So far I prefer Ansible’s serverless design doing everything over ssh with keys. I tries salt-ssh but it’s quite rudimentary in comparison. If salt-ssh let me use pillars data instead of a roster file to access servers it would be a lot more useful. Having to create a separate roster file which is no where near as full featured as Ansibles inventory file makes salt-ssh a non-starter.
Ansible is slower than using a salt minion agent but I don’t think that will be an issue for me.
I have a problem with Ansibles messy directory/file structure though. Stuff is kind of all over the place. Seems like a lot of things have been bolted on and it shows. Salt seems more streamlined in that respect. Also appears that Salt has a more logical and consistent syntax for sls files. I think it is more powerful how it uses Jinja and the ability to write more programming oriented scripts although not sure if I will every need that.
I actually just transitioned from saltstack to ansible a few weeks ago.
For me ansible’s playbook structure is much easier to grasp than salt.
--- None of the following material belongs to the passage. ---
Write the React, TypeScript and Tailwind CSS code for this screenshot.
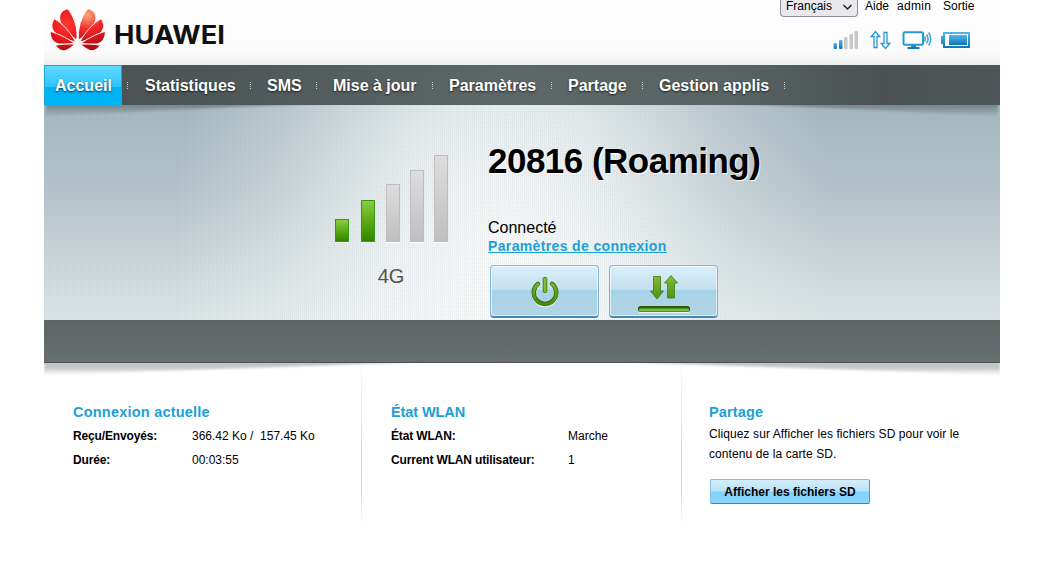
import { clsx } from "clsx";

const navItems = [
  { label: "Accueil", width: "w-[78px] pl-[10px]", active: true },
  { label: "Statistiques", width: "w-[128px] pl-[23px]" },
  { label: "SMS", width: "w-[66px] pl-[17px]" },
  { label: "Mise à jour", width: "w-[116px] pl-[17px]" },
  { label: "Paramètres", width: "w-[119px] pl-[17px]" },
  { label: "Partage", width: "w-[91px] pl-[17px]" },
  { label: "Gestion applis", width: "w-[142px] pl-[17px]" },
];

const LogoPetals = () => (
  <>
    <path d="M26.600 33C28.600 24 24 8 17.500 1.800C12 3.200 9.200 7 9.700 12C10.300 19 20 28 26.600 33Z" />
    <path d="M25.800 35C20.500 25.500 12 15.500 4.200 11.800C0.800 17 1.200 22.500 5.500 26.200C11 30.700 19 33.500 25.800 35Z" />
    <path d="M24.800 36.400C17 31 8 26.500 0.200 24.300C0 31 3.300 36 9 36.900C14 37.400 20 36.900 24.800 36.400Z" />
    <path d="M24.800 37.200C18 36.800 10 37.300 5.300 38.300C8.500 42.700 12.500 44.700 16 43.300C19 41.900 22.300 39.600 24.800 37.200Z" />
  </>
);

const Logo = () => (
  <svg width="180" height="46" viewBox="0 0 180 46" role="img" aria-label="HUAWEI">
    <defs>
      <radialGradient id="petal" gradientUnits="userSpaceOnUse" cx="17" cy="17" r="28">
        <stop offset="0" stopColor="#ff3a30" />
        <stop offset="0.5" stopColor="#f01c20" />
        <stop offset="1" stopColor="#a80c12" />
      </radialGradient>
      <radialGradient id="petalLight" gradientUnits="userSpaceOnUse" cx="18" cy="8" r="32">
        <stop offset="0" stopColor="#ffa877" />
        <stop offset="0.45" stopColor="#f5292a" />
        <stop offset="1" stopColor="#b00c12" />
      </radialGradient>
    </defs>
    <g fill="url(#petal)" stroke="#fff" strokeWidth="0.900">
      <LogoPetals />
    </g>
    <g fill="url(#petalLight)" stroke="#fff" strokeWidth="0.900" transform="translate(55.5 0) scale(-1 1)">
      <LogoPetals />
    </g>
    <text
      x="64"
      y="36.500"
      fontFamily="Inter, 'Liberation Sans', sans-serif"
      fontSize="25"
      fontWeight="700"
      fill="#111"
      textLength="111"
      lengthAdjust="spacingAndGlyphs"
    >
      HUAWEI
    </text>
  </svg>
);

// Small status icons on the right of the header
const StatusIcons = () => (
  <div className="flex h-[20px]">
    <svg width="26" height="20" className="mr-[11px]">
      <defs>
        <linearGradient id="blue" x1="0" y1="0" x2="0" y2="1">
          <stop offset="0" stopColor="#50b9ee" />
          <stop offset="1" stopColor="#1275b3" />
        </linearGradient>
      </defs>
      <rect x="0.500" y="13" width="3.500" height="6" rx="1" fill="url(#blue)" />
      <rect x="6" y="10" width="3.500" height="9" rx="1" fill="url(#blue)" />
      <rect x="11" y="7" width="3.500" height="12" rx="1" fill="#c8c8c8" />
      <rect x="16.500" y="4" width="3.500" height="15" rx="1" fill="#c8c8c8" />
      <rect x="21.500" y="1" width="3.500" height="18" rx="1" fill="#c8c8c8" />
    </svg>
    <svg width="21" height="20" className="mr-[11px]" fill="none" stroke="#2199d5" strokeWidth="1.300">
      <path d="M4 17.500V6.500H1.300L5.500 1.500L9.700 6.500H7V17.500Z" />
      <path d="M14 2.500V13.500H11.300L15.500 18.500L19.700 13.500H17V2.500Z" />
    </svg>
    <svg width="30" height="20" className="mr-[8px]">
      <rect x="1.500" y="2.200" width="19.500" height="12.600" rx="1.500" fill="#fff" stroke="#2697d3" strokeWidth="2" />
      <path d="M9 15.500H14V17H17.500V19H5.500V17H9Z" fill="#1779b5" />
      <path d="M22.500 6.500Q24 9 22.500 11.500M24.500 4.500Q27.500 9 24.500 13.500M26.700 2.500Q30.700 9 26.700 15.500" fill="none" stroke="#4aa8d8" strokeWidth="1.600" />
    </svg>
    <svg width="30" height="20">
      <path d="M3.500 2H29.500Q30 2 30 2.500V17.500Q30 18 29.500 18H3.500Q3 18 3 17.500V14H1.500Q1 14 1 13.500V6.500Q1 6 1.500 6H3V2.500Q3 2 3.500 2Z" fill="url(#blue)" />
      <rect x="5" y="4" width="23" height="12" fill="#fff" />
      <rect x="9" y="5" width="18" height="10" fill="url(#blue)" />
    </svg>
  </div>
);

const signalBars = [
  { size: "h-[23px] w-[14px] mr-[12px]", on: true },
  { size: "h-[42px] w-[14px] mr-[11px]", on: true },
  { size: "h-[58px] w-[14px] mr-[10px]", on: false },
  { size: "h-[72px] w-[14px] mr-[10px]", on: false },
  { size: "h-[87px] w-[14px]", on: false },
];

const PowerIcon = () => (
  <svg width="30" height="32" viewBox="0 0 30 32">
    <defs>
      <linearGradient id="green" gradientUnits="userSpaceOnUse" x1="0" y1="0" x2="0" y2="32">
        <stop offset="0" stopColor="#89bf3c" />
        <stop offset="1" stopColor="#3d8405" />
      </linearGradient>
    </defs>
    <path d="M8 8A11.300 11.300 0 1 0 22 8" fill="none" stroke="#edf6fa" strokeWidth="4" strokeLinecap="round" transform="translate(0 1)" />
    <path d="M8 7.800A11.300 11.300 0 1 0 22 7.800" fill="none" stroke="#306f09" strokeWidth="4.400" strokeLinecap="round" />
    <path d="M8 8.100A11.300 11.300 0 1 0 22 8.100" fill="none" stroke="url(#green)" strokeWidth="2.800" strokeLinecap="round" />
    <rect x="13.200" y="1.500" width="3.600" height="15" rx="1" fill="#82b93a" stroke="#3f850c" />
  </svg>
);

const TrafficIcon = () => (
  <svg width="54" height="40" viewBox="0 0 54 40">
    <g fill="url(#green)" stroke="#39800c" strokeWidth="0.800">
      <path d="M16.500 2.500H23.500V17H26.500L20 25L13.500 17H16.500Z" />
      <path d="M30.500 24V9H27.500L34 1.500L40.500 9H37.500V24Z" />
    </g>
    <rect x="1" y="33" width="52" height="6" rx="2.500" fill="#eaf5fa" />
    <rect x="1" y="32" width="52" height="6" rx="2.500" fill="#2e5d0c" />
    <rect x="2" y="34.500" width="50" height="3" rx="1.500" fill="#78c240" />
  </svg>
);

const bigButton =
  "flex justify-center h-[53px] w-[109px] rounded-[4px] border border-[#83b6d9] border-b-2 border-b-[#4389bd] bg-[linear-gradient(to_bottom,#d9effb_0%,#c5deed_48%,#a6d3e9_49%,#b3d4e3_100%)] shadow-[inset_0_0_0_1px_rgba(255,255,255,0.6)]";

const Row = ({ label, value, labelWidth }: { label: string; value: string; labelWidth: string }) => (
  <div className="flex h-[24px] items-center whitespace-pre">
    <div className={clsx("shrink-0 font-bold tracking-[-0.150px]", labelWidth)}>{label}</div>
    <div>{value}</div>
  </div>
);

const Divider = () => (
  <div className="h-[160px] w-px shrink-0 bg-[linear-gradient(to_bottom,#f8f8f8,#dcdcdc_50%,#d8d8d8_80%,#fff)]" />
);

const App = () => {
  return (
    <div className="h-[570px] overflow-hidden bg-white font-['Liberation_Sans',Arial,sans-serif] text-black">
      <div className="ml-[44px] w-[956px]">
        {/* Header */}
        <header className="flex h-[65px] justify-between bg-[linear-gradient(to_bottom,#fff_0%,#fbfbfb_80%,#eeeeee_100%)]">
          <div className="pl-[5.500px] pt-[7px]">
            <Logo />
          </div>
          <div className="flex w-[220px] flex-col">
            <div className="flex h-[17px] text-[12px] leading-[13px]">
              <button className="mr-[7px] flex h-[17px] w-[78px] rounded-b-[4px] border border-t-0 border-[#8f8f9d] bg-[#e9e9ed] pl-[5px]">
                <span className="w-[57px] text-left">Français</span>
                <svg width="9" height="14" fill="none" stroke="#222" strokeWidth="1.500">
                  <path d="M0.500 5L4.500 9L8.500 5" />
                </svg>
              </button>
              <a className="w-[32px]">Aide</a>
              <a className="w-[46px] tracking-[0.300px]">admin</a>
              <a>Sortie</a>
            </div>
            <div className="pl-[53px] pt-[13px]">
              <StatusIcons />
            </div>
          </div>
        </header>

        {/* Navigation */}
        <nav className="flex h-[40px] bg-[linear-gradient(to_right,#4c5254_0%,#4d5557_15%,#5d6767_48%,#586363_72%,#4b5152_88%,#4e5658_100%)] text-[16px] font-bold text-white">
          {navItems.map((item) => (
            <div key={item.label} className="flex items-center">
              <a
                className={clsx(
                  "flex h-[40px] items-center whitespace-nowrap [text-shadow:0_1px_2px_rgba(0,0,0,0.7)]",
                  item.width,
                  item.active
                    ? "border border-b-0 border-[#1aa5d9] bg-[linear-gradient(to_bottom,#60d8ff_0%,#2fc4fb_53%,#00b1f5_54%,#00b5f9_100%)]"
                    : "pt-px"
                )}
              >
                {item.label}
              </a>
              {item.active ? (
                <span className="-mr-[6px] ml-[5px] h-[7px] w-px bg-[repeating-linear-gradient(to_bottom,#ccd0d0_0_1px,transparent_1px_2px)]" />
              ) : (
                <span className="-mr-px h-[7px] w-px bg-[repeating-linear-gradient(to_bottom,#ccd0d0_0_1px,transparent_1px_2px)]" />
              )}
            </div>
          ))}
        </nav>

        {/* Connection status */}
        <section className="relative flex h-[215px] bg-[radial-gradient(ellipse_330px_480px_at_48%_70%,rgba(255,255,255,0.95)_0%,rgba(255,255,255,0.74)_35%,rgba(255,255,255,0.25)_72%,transparent_100%),linear-gradient(to_bottom,#a7bbc1_0%,#b7c7cc_40%,#e1e8ea_100%)]">
          <div className="absolute inset-0 bg-[repeating-linear-gradient(to_right,rgba(70,100,110,0.045)_0_1px,transparent_1px_2px),repeating-linear-gradient(to_bottom,rgba(70,100,110,0.045)_0_1px,transparent_1px_2px)]" />
          <svg className="absolute left-0 top-0" width="956" height="14">
            <defs>
              <linearGradient id="drop" x1="0" y1="0" x2="0" y2="1">
                <stop offset="0" stopColor="#3c4648" stopOpacity="0.500" />
                <stop offset="1" stopColor="#3c4648" stopOpacity="0.050" />
              </linearGradient>
              <filter id="soft" x="-5%" y="-20%" width="110%" height="140%">
                <feGaussianBlur stdDeviation="1" />
              </filter>
            </defs>
            <path d="M2 -2H280L2 11ZM954 -2H676L954 11Z" fill="url(#drop)" filter="url(#soft)" />
          </svg>
          <div className="relative ml-[291px] w-[153px]">
            <div className="flex h-[137px] items-end">
              {signalBars.map((bar, i) => (
                <div
                  key={i}
                  className={clsx(
                    "border shadow-[0_1px_0_#fff]",
                    bar.size,
                    bar.on
                      ? "border-[#36961b] bg-[linear-gradient(to_bottom,#8bcb40,#429600_80%,#328200)]"
                      : "border-[#bdbdbd] bg-[linear-gradient(to_bottom,#dddddd,#bfbfbf)]"
                  )}
                />
              ))}
            </div>
            <div className="w-[112px] pt-[22px] text-center text-[20px] leading-[24px] text-[#555]">4G</div>
          </div>
          <div className="relative">
            <h1 className="pt-[35px] text-[35px] font-bold leading-[42px] tracking-[-0.520px] [text-shadow:1px_1px_1px_#fff]">
              20816 (Roaming)
            </h1>
            <div className="pt-[36px] text-[16px] leading-[19px]">Connecté</div>
            <a className="block text-[14px] font-bold leading-[18px] tracking-[0.360px] text-[#1ba1d6] underline">
              Paramètres de connexion
            </a>
            <div className="flex gap-[10px] pl-[2px] pt-[10px]">
              <button className={clsx(bigButton, "pt-[10px]")}>
                <PowerIcon />
              </button>
              <button className={clsx(bigButton, "pt-[8px]")}>
                <TrafficIcon />
              </button>
            </div>
          </div>
        </section>

        <div className="h-[43px] border-b border-[#4b5153] bg-[linear-gradient(to_bottom,#5c6464,#696f71)]" />
        <svg className="block" width="956" height="13">
          <defs>
            <linearGradient id="barShadow" x1="0" y1="0" x2="0" y2="1">
              <stop offset="0" stopColor="#bdbdbd" />
              <stop offset="0.500" stopColor="#cccccc" />
              <stop offset="1" stopColor="#fff" />
            </linearGradient>
          </defs>
          <path d="M0 -1H380L0 12ZM956 -1H576L956 12Z" fill="url(#barShadow)" filter="url(#soft)" />
        </svg>

        {/* Details */}
        <section className="-mt-[10px] flex text-[12px]">
          <div className="w-[317px] pl-[29px] pt-[37px]">
            <h2 className="mb-[2px] text-[14.500px] font-bold leading-[19px] tracking-[0.220px] text-[#1ba1d6]">Connexion actuelle</h2>
            <Row label="Reçu/Envoyés:" value="366.42 Ko /  157.45 Ko" labelWidth="w-[119px]" />
            <Row label="Durée:" value="00:03:55" labelWidth="w-[119px]" />
          </div>
          <Divider />
          <div className="w-[319px] pl-[29px] pt-[37px]">
            <h2 className="mb-[2px] text-[14.500px] font-bold leading-[19px] tracking-[-0.100px] text-[#1ba1d6]">État WLAN</h2>
            <Row label="État WLAN:" value="Marche" labelWidth="w-[177px]" />
            <Row label="Current WLAN utilisateur:" value="1" labelWidth="w-[177px]" />
          </div>
          <Divider />
          <div className="w-[318px] pl-[27px] pt-[37px]">
            <h2 className="mb-[2px] text-[14.500px] font-bold leading-[19px] tracking-[0.150px] text-[#1ba1d6]">Partage</h2>
            <p className="w-[265px] leading-[20px] tracking-[0.090px]">
              Cliquez sur Afficher les fichiers SD pour voir le contenu de la carte SD.
            </p>
            <button className="ml-px mt-[15px] h-[25px] w-[160px] whitespace-nowrap rounded-[2px] border border-[#8bbddd] border-b-[#3d83b3] border-r-[#5594c0] bg-[linear-gradient(to_bottom,#d4edfb_0%,#b9e2f8_48%,#83d2fb_52%,#86d6ff_100%)] text-[12px] font-bold">
              Afficher les fichiers SD
            </button>
          </div>
        </section>
      </div>
    </div>
  );
};

export default App;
Everything is clearly defined, you know exactly what hosts, perform what roles, and which variables are associated.
Speed wise, ansible’s transportation method of ssh is very efficient and scalable.
I haven’t used Jinja too much yet in ansible, so I don’t have a direct comparison, although I do know what you mean, being able to write full blown jinja-based sls files is very nice.
But I’ve yet to need it yet, since converting all my SLS files to Ansible, so that may speak to the wide array of modules available to you in ansible that was missing in salt.
The fact this got a fair number of views but almost no response says a lot.
It appears there are a lot of people who go from Ansible to Salt but not the other direction. So asking these questions on Salt forums gets a lot of passionate responses but not so much on Ansible forums.
Neither here nor there. Just an observation. We are probably going with Ansible because we don’t want to have to be come configuration management experts so the simplicity of Ansible is a big plus for us.